SAN FRANCISCO - The US City of San Jose announced on Thursday that it held a ceremony to mark the adoption of a historic City Council resolution apologizing for the city's role in acts of discrimination against the Chinese immigrant community and descendants.

The ceremony took place Wednesday noon at the Circle of Palms Plaza. The plaza sits on the site of the 2nd Market Street Chinatown which was destroyed by arson in 1887 after being declared a public nuisance and a health hazard by the City Council, the announcement said.

Five Chinatowns existed in the city between 1866 and 1931.

The occasion was marked by a formal reading of the City Council resolution by Mayor Sam Liccardo, remarks from local Chinese American elected officials, a sharing of historical context, and a response from the Chinese American community.

"Thirty-four years ago, San Jose commemorated the tragic destruction of the 2nd Market Street Chinatown, a century prior -- but with each new generation, we must reemphasize our commitment to justice and renew our contrition," said Liccardo. "This reconciliation acknowledges the mistakes of our city's past and serves as a reminder to continue striving for an inclusive society."

"Our Chinese community has long been an important part of our city and this long overdue apology from the City will be a step forward towards much healing," said city council member Raul Peralez.

The City Council resolution was the result of months of close collaboration with Chinese American community organizations and local historians.

The resolution recognizes the history and contribution of the Chinese community in San Jose, and the systemic racism and xenophobia that characterized official city policies and actions towards the Chinese community.

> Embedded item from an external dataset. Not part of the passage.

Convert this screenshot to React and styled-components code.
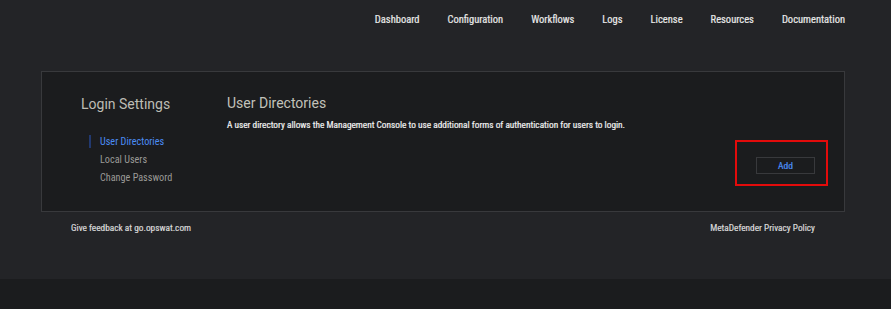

Acknowledging and apologizing for the city's actions and the inhumane treatment of Chinese immigrants and their descendants commits the city to rectifying the lingering consequences of discriminatory policies and institutional racism towards this community and beyond at a time of rising hate crimes targeting Asian and Pacific Islander communities, the announcement said.

The resolution also serves as a recognition of the immense contributions of the Chinese community in San Jose to fostering reconciliation and friendship.

"Our city council members are taking this long way to step towards reconciliation by this resolution of apology for a sad history of wrongdoing perpetrated against the Chinese citizens in the past," said Gerrye Kee Wong, the co-founder of the Chinese Historical and Cultural Project.

"Yes, apology accepted, but moreover, let's not forget there are still situations where professors like doctor Wen Ho Lee is still suffering from all the different types of prosecution from the FBI and also the issue of Asian hate is still very, very new in our own towns," said Santa Clara County Board Supervisor Otto Lee.

"So Let us use this opportunity to reflect and tell others what you will do to stop Asian Hate. What will you do to ensure... it's not gonna happen again," said California Assemblymember Evan Low.